Given request: Skip the pictures. Set down, word for word, the lines from the start of the material up to and including the line with "<h2>Application Submission</h2>".
--- begin Dataset content ---
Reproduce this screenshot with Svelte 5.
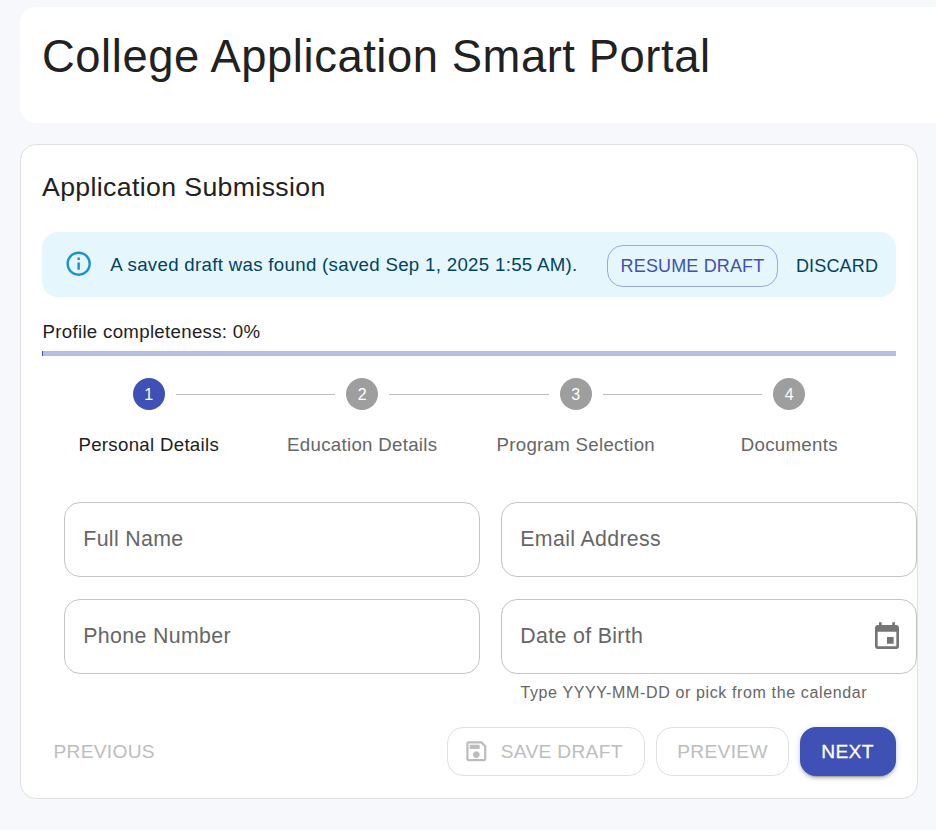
<script>
  const steps = ['Personal Details', 'Education Details', 'Program Selection', 'Documents'];
</script>

<div class="page">
  <header class="hero"><h1>College Application Smart Portal</h1></header>

  <main class="card">
    <h2>Application Submission</h2>

    <div class="alert">
      <svg class="info" viewBox="0 0 24 24"><path d="M11,9H13V7H11M12,20C7.59,20 4,16.41 4,12C4,7.59 7.59,4 12,4C16.41,4 20,7.59 20,12C20,16.41 16.41,20 12,20M12,2A10,10 0 0,0 2,12A10,10 0 0,0 12,22A10,10 0 0,0 22,12A10,10 0 0,0 12,2M11,17H13V11H11V17Z" /></svg>
      <span class="message">A saved draft was found (saved Sep 1, 2025 1:55 AM).</span>
      <button class="btn small outlined">Resume draft</button>
      <button class="btn small discard">Discard</button>
    </div>

    <p class="complete">Profile completeness: 0%</p>
    <div class="bar"></div>

    <ol class="stepper">
      {#each steps as step, i}
        <li class:active={i === 0}>
          <div class="track">
            <span class="line" class:hidden={i === 0}></span>
            <span class="dot">{i + 1}</span>
            <span class="line" class:hidden={i === steps.length - 1}></span>
          </div>
          <span class="label">{step}</span>
        </li>
      {/each}
    </ol>

    <div class="fields">
      <div class="field">Full Name</div>
      <div class="field">Email Address</div>
      <div class="field">Phone Number</div>
      <div>
        <div class="field">
          Date of Birth
          <svg class="calendar" viewBox="0 0 24 24"><path d="M17 12h-5v5h5v-5zM16 1v2H8V1H6v2H5c-1.11 0-1.99.9-1.99 2L3 19c0 1.1.89 2 2 2h14c1.1 0 2-.9 2-2V5c0-1.1-.9-2-2-2h-1V1h-2zm3 18H5V8h14v11z" /></svg>
        </div>
        <p class="helper">Type YYYY-MM-DD or pick from the calendar</p>
      </div>
    </div>

    <footer>
      <button class="btn text" disabled>Previous</button>
      <div class="actions">
        <button class="btn outline draft" disabled>
          <svg class="save" viewBox="0 0 24 24"><path d="M17 3H5c-1.11 0-2 .9-2 2v14c0 1.1.89 2 2 2h14c1.1 0 2-.9 2-2V7l-4-4zm2 16H5V5h11.17L19 7.83V19zm-7-7c-1.66 0-3 1.34-3 3s1.34 3 3 3 3-1.34 3-3-1.34-3-3-3zM6 6h9v4H6z" /></svg>
          Save draft
        </button>
        <button class="btn outline preview" disabled>Preview</button>
        <button class="btn next">Next</button>
      </div>
    </footer>
  </main>
</div>

<style>
  :global(body) { background: #f6f8fc; }
  .page, .page * { box-sizing: border-box; }
  .page {
    width: 936px;
    height: 830px;
    padding: 7px 0 0 20px;
    overflow: hidden;
    background: #f6f8fc;
    color: #212121;
    font-family: "Liberation Sans", Arial, sans-serif;
  }
  h1, h2, p, ol { margin: 0; padding: 0; font-weight: 400; }
  .hero {
    height: 116px;
    padding: 22px 22px 0;
    background: #fff;
    border-radius: 16px 0 0 16px;
  }
  h1 { font-size: 45.33px; line-height: 55px; letter-spacing: 0.58px; white-space: nowrap; }
  .card {
    width: 898px;
    height: 655px;
    margin-top: 21px;
    padding: 21px 21px 0;
    background: #fff;
    border: 1px solid #e0e0e0;
    border-radius: 16px;
  }
  h2 { font-size: 26.67px; line-height: 43px; letter-spacing: 0.37px; }
  .alert {
    display: flex;
    align-items: center;
    height: 65px;
    margin-top: 23px;
    padding: 0 5px 0 22px;
    border-radius: 16px;
    background: #e5f6fd;
    color: #014361;
  }
  .info { width: 29.33px; height: 29.33px; margin-bottom: 2px; fill: #0288d1; opacity: 0.9; }
  .message {
    flex: 1;
    margin-left: 17px;
    font-size: 18.67px;
    letter-spacing: 0.31px;
    white-space: nowrap;
  }
  .btn {
    display: flex;
    align-items: center;
    justify-content: center;
    height: 49px;
    padding: 0;
    border: 0;
    border-radius: 16px;
    background: transparent;
    color: inherit;
    font: 400 19.2px "Liberation Sans", Arial, sans-serif;
    letter-spacing: 0.3px;
    text-transform: uppercase;
    white-space: nowrap;
  }
  .btn:disabled { color: #bdbdbd; }
  .small { height: 42px; margin-top: 3px; font-size: 18px; letter-spacing: 0.15px; }
  .outlined { width: 171px; border: 1px solid #9fa8da; color: #3f51b5; }
  .discard { width: 96px; margin-left: 11px; margin-right: 6px; }
  .complete { margin: 21px 0 0 0.5px; font-size: 18.67px; line-height: 27px; letter-spacing: 0.31px; }
  .bar { height: 5px; margin-top: 6px; background: #b6bce2; border-left: 1px solid #3f51b5; }
  .stepper { display: flex; margin-top: 22px; list-style: none; }
  li { flex: 1; text-align: center; color: #666; }
  .active { color: #212121; }
  .track { display: flex; align-items: center; gap: 11px; }
  .line { flex: 1; height: 1px; background: #bdbdbd; }
  .hidden { visibility: hidden; }
  .dot {
    width: 32px;
    height: 32px;
    border-radius: 50%;
    background: #9e9e9e;
    color: #fff;
    font-size: 16px;
    line-height: 33px;
  }
  .active .dot { background: #3f51b5; }
  .label {
    display: block;
    margin-top: 21px;
    font-size: 18.67px;
    line-height: 27px;
    letter-spacing: 0.3px;
  }
  .fields {
    display: grid;
    grid-template-columns: 416px 416px;
    gap: 22px 21px;
    width: 853px;
    margin: 44px 0 0 22px;
  }
  .field {
    display: flex;
    align-items: center;
    justify-content: space-between;
    height: 75px;
    padding: 0 13px 0 18.3px;
    border: 1px solid #c4c4c4;
    border-radius: 16px;
    color: #666;
    font-size: 21.33px;
    letter-spacing: 0.34px;
  }
  .calendar { width: 32px; height: 32px; fill: #757575; }
  .helper {
    margin: 5px 0 0 19.4px;
    color: #666;
    font-size: 16px;
    line-height: 27px;
    letter-spacing: 0.63px;
    white-space: nowrap;
  }
  footer { display: flex; justify-content: space-between; margin-top: 21px; }
  .text { margin-left: 11.4px; }
  .actions { display: flex; gap: 11px; }
  .outline { border: 1px solid #e0e0e0; }
  .draft { width: 198px; justify-content: flex-start; padding-left: 15px; }
  .save { width: 26.67px; height: 26.67px; margin-right: 11px; fill: currentColor; }
  .preview { width: 133px; }
  .next {
    width: 96px;
    padding-right: 1px;
    background: #3f51b5;
    color: #fff;
    -webkit-text-stroke: 0.3px #fff;
    box-shadow: 0 4px 1px -3px rgba(0, 0, 0, 0.2), 0 3px 3px rgba(0, 0, 0, 0.14), 0 1px 7px rgba(0, 0, 0, 0.12);
  }
</style>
--- end Dataset content ---
Expected answer:
Reproduce this screenshot with Svelte 5.
<script>
  const steps = ['Personal Details', 'Education Details', 'Program Selection', 'Documents'];
</script>

<div class="page">
  <header class="hero"><h1>College Application Smart Portal</h1></header>

  <main class="card">
    <h2>Application Submission</h2>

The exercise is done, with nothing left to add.